▸ INFORMATION SHOWN:
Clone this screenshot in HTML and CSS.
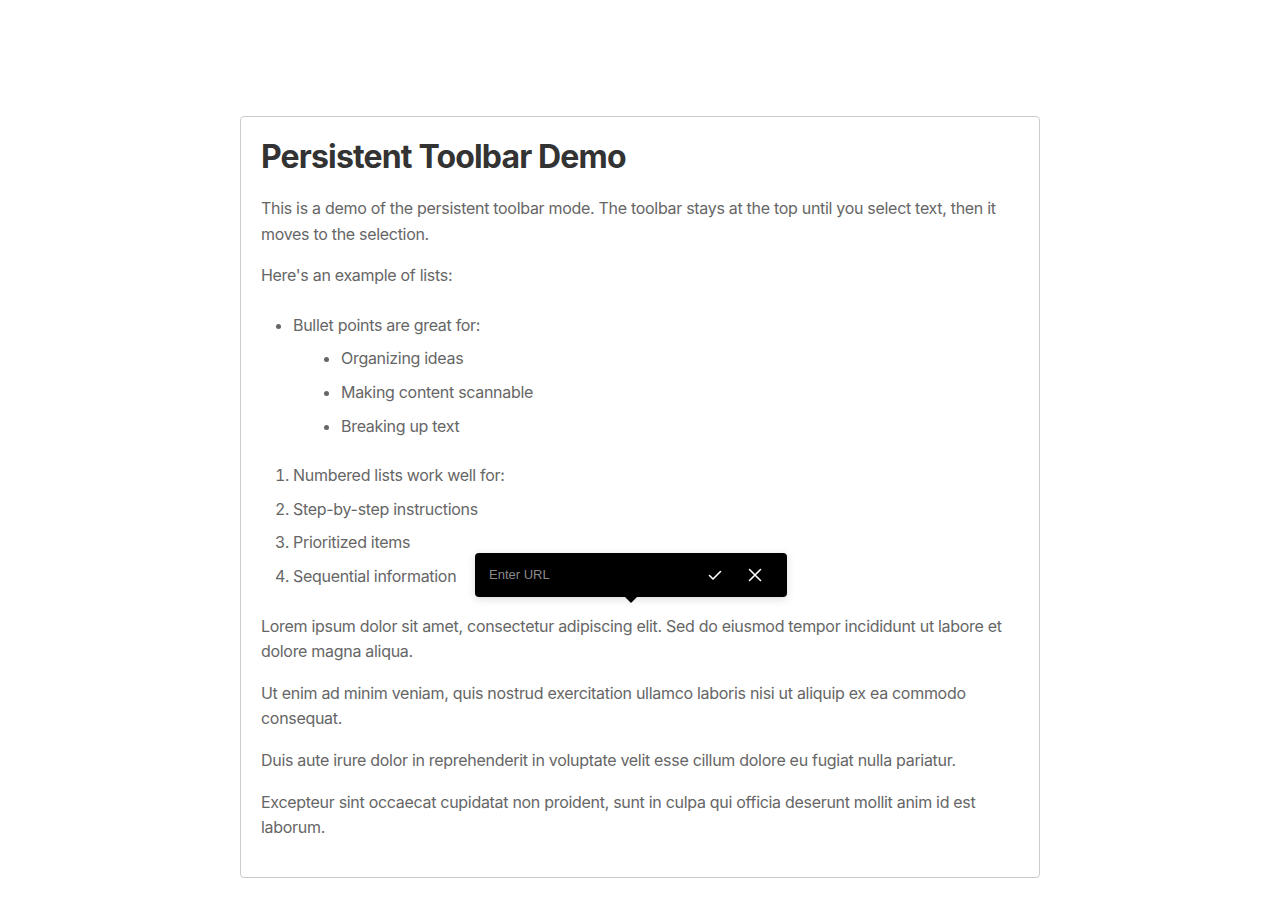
FILE: index.html
```html
<!DOCTYPE html>
<html lang="en">
<head>
<meta charset="utf-8">
<title>Persistent Toolbar Demo</title>
<link rel="stylesheet" href="styles.css">
</head>
<body>
<div class="page">
  <div class="editor">
    <h1>Persistent Toolbar Demo</h1>
    <p>This is a demo of the persistent toolbar mode. The toolbar stays at the top until you select text, then it moves to the selection.</p>
    <p>Here's an example of lists:</p>
    <ul class="list">
      <li>Bullet points are great for:
        <ul class="list nested">
          <li>Organizing ideas</li>
          <li>Making content scannable</li>
          <li>Breaking up text</li>
        </ul>
      </li>
    </ul>
    <ol class="list">
      <li>Numbered lists work well for:</li>
      <li>Step-by-step instructions</li>
      <li>Prioritized items</li>
      <li>Sequential information</li>
    </ol>
    <p>Lorem ipsum dolor sit amet, consectetur adipiscing elit. Sed do eiusmod tempor incididunt ut labore et dolore magna aliqua.</p>
    <p>Ut enim ad minim veniam, quis nostrud exercitation ullamco laboris nisi ut aliquip ex ea commodo consequat.</p>
    <p>Duis aute irure dolor in reprehenderit in voluptate velit esse cillum dolore eu fugiat nulla pariatur.</p>
    <p>Excepteur sint occaecat cupidatat non proident, sunt in culpa qui officia deserunt mollit anim id est laborum.</p>

    <div class="link-toolbar">
      <input class="url-input" type="text" placeholder="Enter URL">
      <button class="tb-btn" aria-label="Apply">
        <svg width="16" height="16" viewBox="0 0 16 16" fill="none" stroke="#fff" stroke-width="1.6" stroke-linecap="round" stroke-linejoin="round"><path d="M2.5 8.5 L6 12 L13.5 4.5"/></svg>
      </button>
      <button class="tb-btn" aria-label="Cancel">
        <svg width="16" height="16" viewBox="0 0 16 16" fill="none" stroke="#fff" stroke-width="1.6" stroke-linecap="round"><path d="M2.5 2.5 L13.5 13.5 M13.5 2.5 L2.5 13.5"/></svg>
      </button>
      <span class="arrow"></span>
    </div>
  </div>
</div>
</body>
</html>
```

FILE: styles.css
```css
html, body {
  margin: 0;
  padding: 0;
  background: #fff;
}

body {
  font-family: Inter, "Noto Sans", sans-serif;
  color: #666;
}

.page {
  padding-top: 116px;
  padding-bottom: 20px;
}

.editor {
  position: relative;
  width: 800px;
  box-sizing: border-box;
  margin: 0 auto;
  padding: 20px;
  border: 1px solid #ccc;
  border-radius: 4px;
}

h1 {
  margin: 0 0 19px;
  font-size: 32px;
  font-weight: 700;
  line-height: 1.25;
  color: #333;
  letter-spacing: -0.85px;
}

p {
  margin: 0 0 16px;
  font-size: 16px;
  line-height: 1.6;
  letter-spacing: -0.3px;
}

.list {
  margin: 24px 0;
  padding-left: 32px;
  font-size: 16px;
  line-height: 1.6;
  letter-spacing: -0.3px;
}

.list li {
  margin-top: 8px;
}

.list li:first-child {
  margin-top: 0;
}

.list.nested {
  margin: 8px 0 0;
  padding-left: 48px;
  list-style: disc;
}

.link-toolbar {
  position: absolute;
  left: 234px;
  top: 436px;
  width: 312px;
  height: 44px;
  box-sizing: border-box;
  display: flex;
  align-items: center;
  padding: 0 12px 0 14px;
  background: #000;
  border-radius: 4px;
  box-shadow: 0 2px 8px rgba(0, 0, 0, 0.15);
}

.url-input {
  flex: 1;
  min-width: 0;
  border: none;
  outline: none;
  background: transparent;
  color: #fff;
  font-family: "Liberation Sans", Arial, sans-serif;
  font-size: 13px;
  padding: 0 0 2px;
}

.url-input::placeholder {
  color: #8a8a8a;
}

.tb-btn {
  width: 40px;
  height: 32px;
  display: flex;
  align-items: center;
  justify-content: center;
  padding: 0;
  border: none;
  background: transparent;
  cursor: pointer;
}

.arrow {
  position: absolute;
  left: 150px;
  bottom: -6px;
  width: 0;
  height: 0;
  border-left: 6px solid transparent;
  border-right: 6px solid transparent;
  border-top: 6px solid #000;
}
```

▸ WORK TO BE COMPLETED:
Reproduce every line exactly and omit all pictures.

▸ RESPONSE BELOW:
Clone this screenshot in HTML and CSS.
FILE: index.html
```html
<!DOCTYPE html>
<html lang="en">
<head>
<meta charset="utf-8">
<title>Persistent Toolbar Demo</title>
<link rel="stylesheet" href="styles.css">
</head>
<body>
<div class="page">
  <div class="editor">
    <h1>Persistent Toolbar Demo</h1>
    <p>This is a demo of the persistent toolbar mode. The toolbar stays at the top until you select text, then it moves to the selection.</p>
    <p>Here's an example of lists:</p>
    <ul class="list">
      <li>Bullet points are great for:
        <ul class="list nested">
          <li>Organizing ideas</li>
          <li>Making content scannable</li>
          <li>Breaking up text</li>
        </ul>
      </li>
    </ul>
    <ol class="list">
      <li>Numbered lists work well for:</li>
      <li>Step-by-step instructions</li>
      <li>Prioritized items</li>
      <li>Sequential information</li>
    </ol>
    <p>Lorem ipsum dolor sit amet, consectetur adipiscing elit. Sed do eiusmod tempor incididunt ut labore et dolore magna aliqua.</p>
    <p>Ut enim ad minim veniam, quis nostrud exercitation ullamco laboris nisi ut aliquip ex ea commodo consequat.</p>
    <p>Duis aute irure dolor in reprehenderit in voluptate velit esse cillum dolore eu fugiat nulla pariatur.</p>
    <p>Excepteur sint occaecat cupidatat non proident, sunt in culpa qui officia deserunt mollit anim id est laborum.</p>

    <div class="link-toolbar">
      <input class="url-input" type="text" placeholder="Enter URL">
      <button class="tb-btn" aria-label="Apply">
        <svg width="16" height="16" viewBox="0 0 16 16" fill="none" stroke="#fff" stroke-width="1.6" stroke-linecap="round" stroke-linejoin="round"><path d="M2.5 8.5 L6 12 L13.5 4.5"/></svg>
      </button>
      <button class="tb-btn" aria-label="Cancel">
        <svg width="16" height="16" viewBox="0 0 16 16" fill="none" stroke="#fff" stroke-width="1.6" stroke-linecap="round"><path d="M2.5 2.5 L13.5 13.5 M13.5 2.5 L2.5 13.5"/></svg>
      </button>
      <span class="arrow"></span>
    </div>
  </div>
</div>
</body>
</html>
```

FILE: styles.css
```css
html, body {
  margin: 0;
  padding: 0;
  background: #fff;
}

body {
  font-family: Inter, "Noto Sans", sans-serif;
  color: #666;
}

.page {
  padding-top: 116px;
  padding-bottom: 20px;
}

.editor {
  position: relative;
  width: 800px;
  box-sizing: border-box;
  margin: 0 auto;
  padding: 20px;
  border: 1px solid #ccc;
  border-radius: 4px;
}

h1 {
  margin: 0 0 19px;
  font-size: 32px;
  font-weight: 700;
  line-height: 1.25;
  color: #333;
  letter-spacing: -0.85px;
}

p {
  margin: 0 0 16px;
  font-size: 16px;
  line-height: 1.6;
  letter-spacing: -0.3px;
}

.list {
  margin: 24px 0;
  padding-left: 32px;
  font-size: 16px;
  line-height: 1.6;
  letter-spacing: -0.3px;
}

.list li {
  margin-top: 8px;
}

.list li:first-child {
  margin-top: 0;
}

.list.nested {
  margin: 8px 0 0;
  padding-left: 48px;
  list-style: disc;
}

.link-toolbar {
  position: absolute;
  left: 234px;
  top: 436px;
  width: 312px;
  height: 44px;
  box-sizing: border-box;
  display: flex;
  align-items: center;
  padding: 0 12px 0 14px;
  background: #000;
  border-radius: 4px;
  box-shadow: 0 2px 8px rgba(0, 0, 0, 0.15);
}

.url-input {
  flex: 1;
  min-width: 0;
  border: none;
  outline: none;
  background: transparent;
  color: #fff;
  font-family: "Liberation Sans", Arial, sans-serif;
  font-size: 13px;
  padding: 0 0 2px;
}

.url-input::placeholder {
  color: #8a8a8a;
}

.tb-btn {
  width: 40px;
  height: 32px;
  display: flex;
  align-items: center;
  justify-content: center;
  padding: 0;
  border: none;
  background: transparent;
  cursor: pointer;
}

.arrow {
  position: absolute;
  left: 150px;
  bottom: -6px;
  width: 0;
  height: 0;
  border-left: 6px solid transparent;
  border-right: 6px solid transparent;
  border-top: 6px solid #000;
}
```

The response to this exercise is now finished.